PORT ST. LUCIE, Fla. — Five-hundred-and-seventy-seven days after his most recent major-league game, Yoenis Cespedes doesn’t want you to know how close he is to playing again.
On Monday morning, before participating in parts of the Mets’ first full-squad workout, Cespedes adamantly declined an interview request and said that will remain the case indefinitely.
“No,” Cespedes, speaking in English, said to a group of reporters. “Not today, not tomorrow, not at all this year.”
“Because I don’t want to,” he said.
Cespedes, who still is recovering from heel surgeries and a broken ankle, said he doesn’t feel an obligation to speak to the media. Asked about speaking to fans, he said, “To my fans, maybe.”
Then he spritzed some cologne on his uniform pullover and left the Mets’ Clover Park clubhouse.
Cespedes hasn’t conducted an interview with Mets reporters since Feb. 15, 2019. The collective-bargaining agreement between Major League Baseball and the players association includes no hard-and-fast rules — just guidelines, recommendations, suggestions — on players’ duties to talk to the media.
“It is very important to our game that ALL players are available to the media for reasonable periods and it is the player’s responsibility to cooperate,” the CBA says.
Last month, during his introductory news conference, manager Luis Rojas said his players would be accountable with each other, with the fan base and with the media. When the possibility of a player ignoring reporters for a prolonged period came up Monday, Rojas reiterated that he was pleased that Cespedes was able to be on the field.
“It’s a big day for him,” Rojas said. “He joined the guys, and that’s where our focus is going to be, that he’s going through the day and being able to progress into playing at some point.”
Cespedes did not fully participate in the workout, which is normal for rehabbing players. After going through warmups and playing catch with a large group, he did agility/running stuff as the other outfielders did defensive drills. Then he hung around the batting cages and signed autographs while waiting for batting practice to begin.
On the first swing of his first live BP session of spring training — facing righthander Michael Wacha — Cespedes accidentally lost his bat, flinging it toward the third-base dugout. On another swing, he hit a homer-length foul ball down the leftfield line.

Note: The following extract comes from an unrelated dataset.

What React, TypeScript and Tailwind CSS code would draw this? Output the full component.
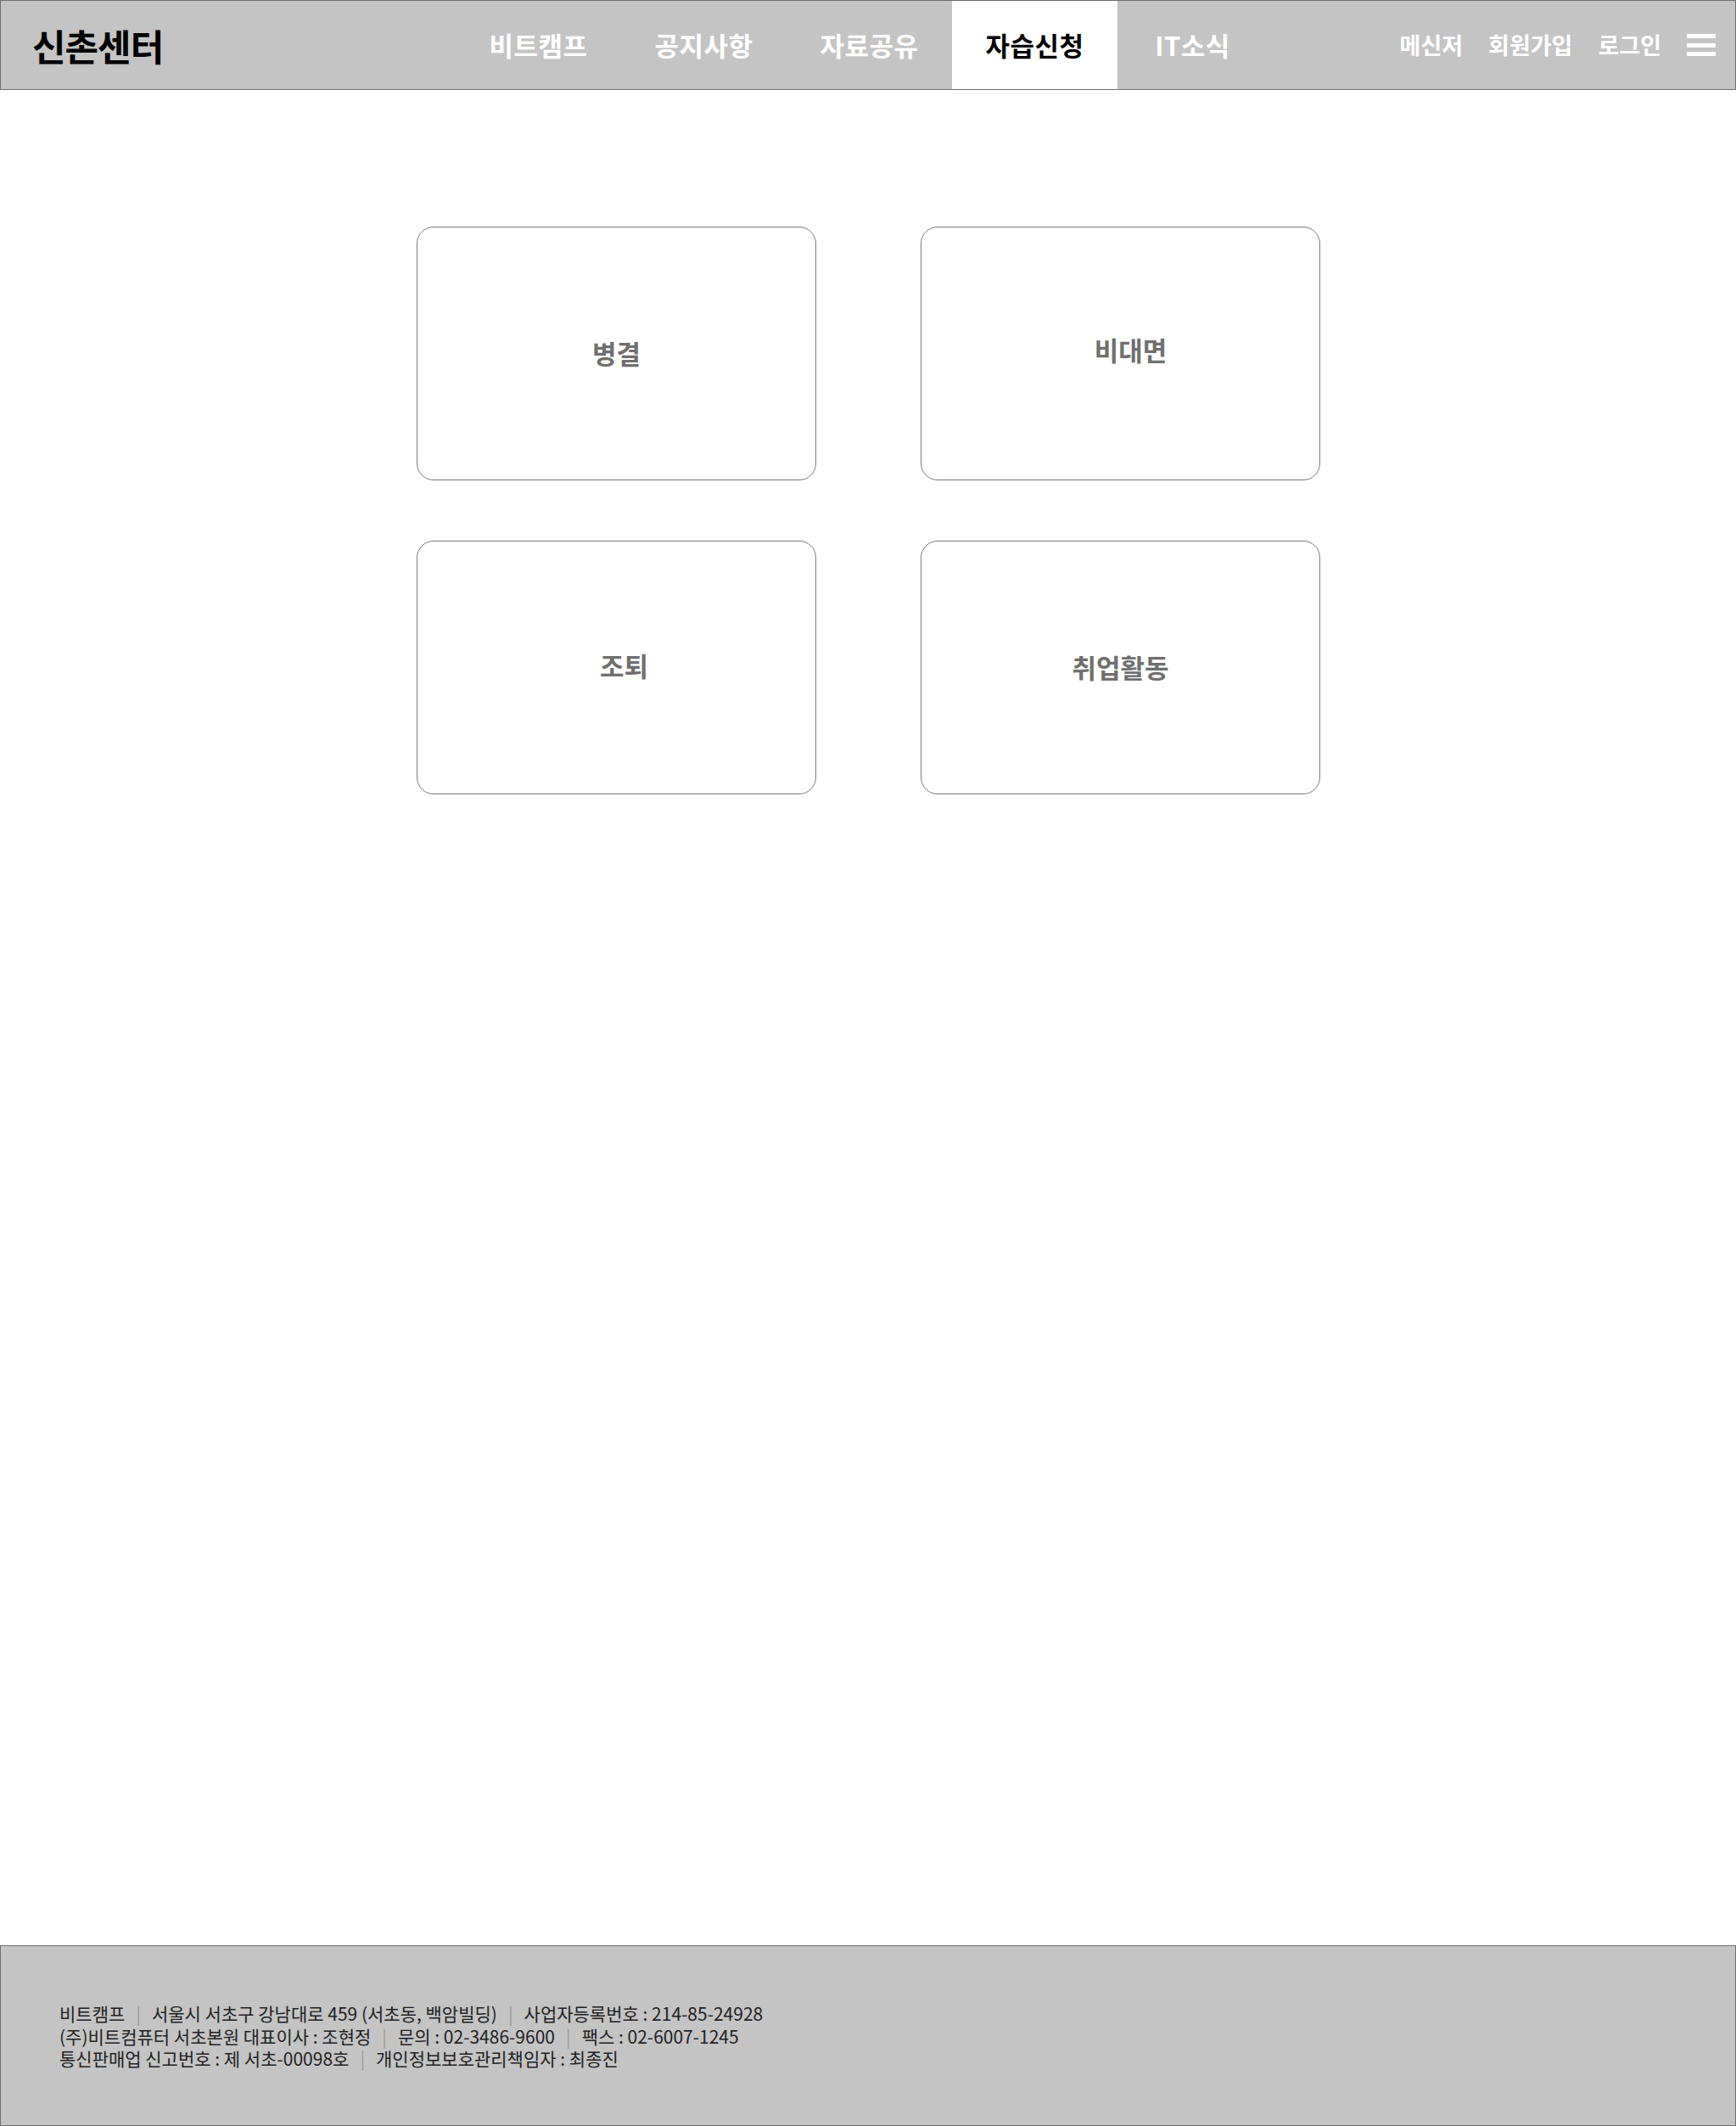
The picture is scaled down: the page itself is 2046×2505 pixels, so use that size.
const NAV = ["비트캠프", "공지사항", "자료공유", "자습신청", "IT소식"];
const ACTIVE = "자습신청";

const CARDS = [
  { label: "병결", shift: "" },
  { label: "비대면", shift: "pl-[24px] pb-[8px]" },
  { label: "조퇴", shift: "pl-[18px] pb-[4px]" },
  { label: "취업활동", shift: "" },
];

const FONT = "[font-family:'Noto_Sans_CJK_KR','Noto_Sans',sans-serif]";

function Sep() {
  return <span className="mx-[13px] text-[#9a9a9a]">|</span>;
}

function Header() {
  return (
    <header className="flex h-[106px] items-stretch border border-[#6f6f6f] bg-[#c4c4c4]">
      <div className="flex w-[536px] items-center pl-[37px]">
        <span className="text-[43px] font-bold leading-none tracking-[-1px] text-black">신촌센터</span>
      </div>

      {/* main tabs — 195px each */}
      <nav className="flex">
        {NAV.map((item) => {
          const active = item === ACTIVE;
          return (
            <div
              key={item}
              className={
                active
                  ? "flex w-[195px] items-center justify-center bg-white text-[31px] font-bold tracking-[0.5px] text-black"
                  : "flex w-[195px] items-center justify-center text-[31px] font-bold tracking-[0.5px] text-white"
              }
            >
              <span className={item === "IT소식" ? "-ml-[18px]" : ""}>{item}</span>
            </div>
          );
        })}
      </nav>

      <div className="flex-1" />

      <div className="flex items-center pr-[23px] text-[27px] font-bold text-white">
        <span>메신저</span>
        <span className="ml-[30px]">회원가입</span>
        <span className="ml-[30px]">로그인</span>
        <button className="ml-[30px] flex h-[26px] w-[34px] flex-col justify-between" aria-label="menu">
          <span className="h-[5px] w-full bg-white" />
          <span className="h-[5px] w-full bg-white" />
          <span className="h-[5px] w-full bg-white" />
        </button>
      </div>
    </header>
  );
}

function Footer() {
  return (
    <footer className="h-[213px] border border-[#6f6f6f] bg-[#c4c4c4] pl-[69px] pt-[66px] text-[21px] leading-[26.5px] text-[#222]">
      <p>
        비트캠프
        <Sep />
        서울시 서초구 강남대로 459 (서초동, 백암빌딩)
        <Sep />
        사업자등록번호 : 214-85-24928
      </p>
      <p>
        (주)비트컴퓨터 서초본원 대표이사 : 조현정
        <Sep />
        문의 : 02-3486-9600
        <Sep />
        팩스 : 02-6007-1245
      </p>
      <p>
        통신판매업 신고번호 : 제 서초-00098호
        <Sep />
        개인정보보호관리책임자 : 최종진
      </p>
    </footer>
  );
}

export default function App() {
  return (
    <div className={`flex min-h-[2505px] w-[2046px] flex-col bg-white ${FONT}`}>
      <Header />

      <main className="flex-1 pl-[491px] pt-[161px]">
        <div className="grid w-[1065px] grid-cols-[471px_471px] gap-x-[123px] gap-y-[71px]">
          {CARDS.map((c) => (
            <div
              key={c.label}
              className={`flex h-[299px] items-center justify-center rounded-[20px] border border-[#7a7a7a] bg-white text-[31px] font-bold text-[#6f6f6f] ${c.shift}`}
            >
              {c.label}
            </div>
          ))}
        </div>
      </main>

      <Footer />
    </div>
  );
}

“He looked really good, almost like he hasn’t missed a beat facing pitchers,” Rojas said.
That was Cespedes’ first involvement in a formal team activity since July 20, 2018, when he returned from the injured list for one game against the Yankees, hit a home run and revealed he might need surgery on his heels — a development the Mets had been unaware of until he said it publicly.
Those surgeries came in August 2018 (right heel) and October 2018 (left), rendering him questionable for the 2019 season. Then he suffered a season-ending broken right ankle — multiple fractures, followed by surgery — during an encounter with a wild boar on his ranch outside Port St. Lucie last May.
Given the nature of that non-baseball injury, the Mets withheld the rest of Cespedes’ 2019 salary, triggering a grievance from the union. The parties settled before a hearing, agreeing to a dramatic reduction of Cespedes’ 2020 salary from $29.5 million to $6 million, plus bonuses that would allow him to recoup much of the difference.
Those performance-based rewards, as well as free agency looming after this season, represent plenty of incentive for Cespedes to get on the field and play. He just might not provide updates along the way.
“Big first day joining the squad,” Rojas said. “We’ll see his progression and how he keeps going.”